Most CEOs see too many variables in an attack on Baghdad to feel comfortable speaking out about the wisdom of an assault, says Paul Laudicina, the A.T. Kearney vice president who conducts the survey of corporate bosses.

"Even if you ask the best strategists in the military community what's the likely length of the campaign, the casualties, the geopolitical factors, most don't know," he says. "The reason (business) people aren't willing to stand up and say their mind is that most aren't very well informed about what would happen."

After Bush's speech to the United Nations last week, USA TODAY sampled opinion among a handful of people who own or run small and midsize businesses around the country.
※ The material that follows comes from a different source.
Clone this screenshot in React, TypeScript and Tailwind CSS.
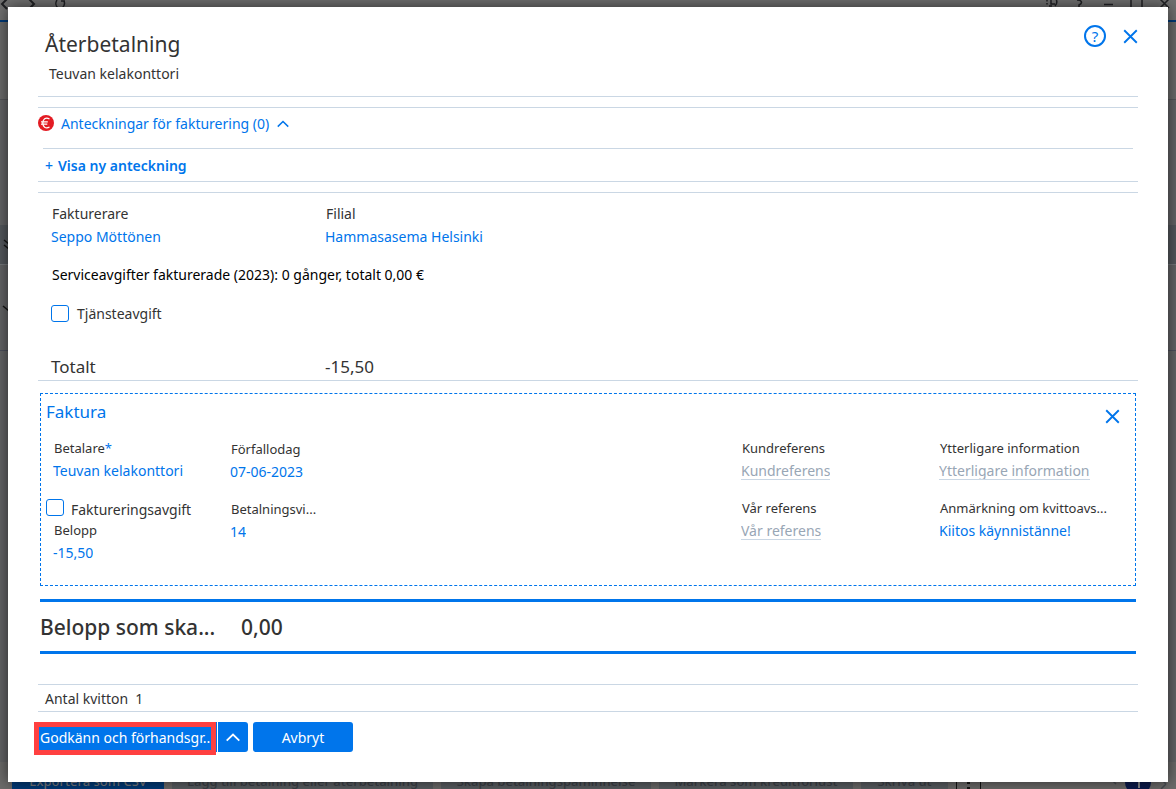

Seventeen of the 29 said the U.S. should get a go-ahead from the U.N. before attacking Iraq; seven said the U.S. could launch an attack without U.N. approval; five said the administration should not go to war with Saddam Hussein.

More than half — 16 — said a war would delay a U.S. economic recovery or tip the country back into recession. Nine felt war could speed up an economic turnaround.

Bob Meeker, president of Preferred Communications, a Creedmoor, N.C., company that sells emergency equipment to the military, is convinced that an attack on Iraq is the right thing for the country and the economy. "The world is a different place since 9/11, and the U.S. is now in a more powerful position to alter world politics — hopefully with wisdom," he says.

Others say the U.S. lacks the moral authority to go on the offensive against Baghdad.

"Many of us are old enough to remember the Vietnam debacle, and we don't want to see it happen again," says Sue Quambusch, president of A to Z printing company in Lincoln, Neb.

Adds Alvin Dziurzynski, president of Access Systems, a Knoxville, Tenn., financial consulting firm: "It's a close line between world leader and world bully. Think about it: What if some other nation tried to dictate what weapons we could have?"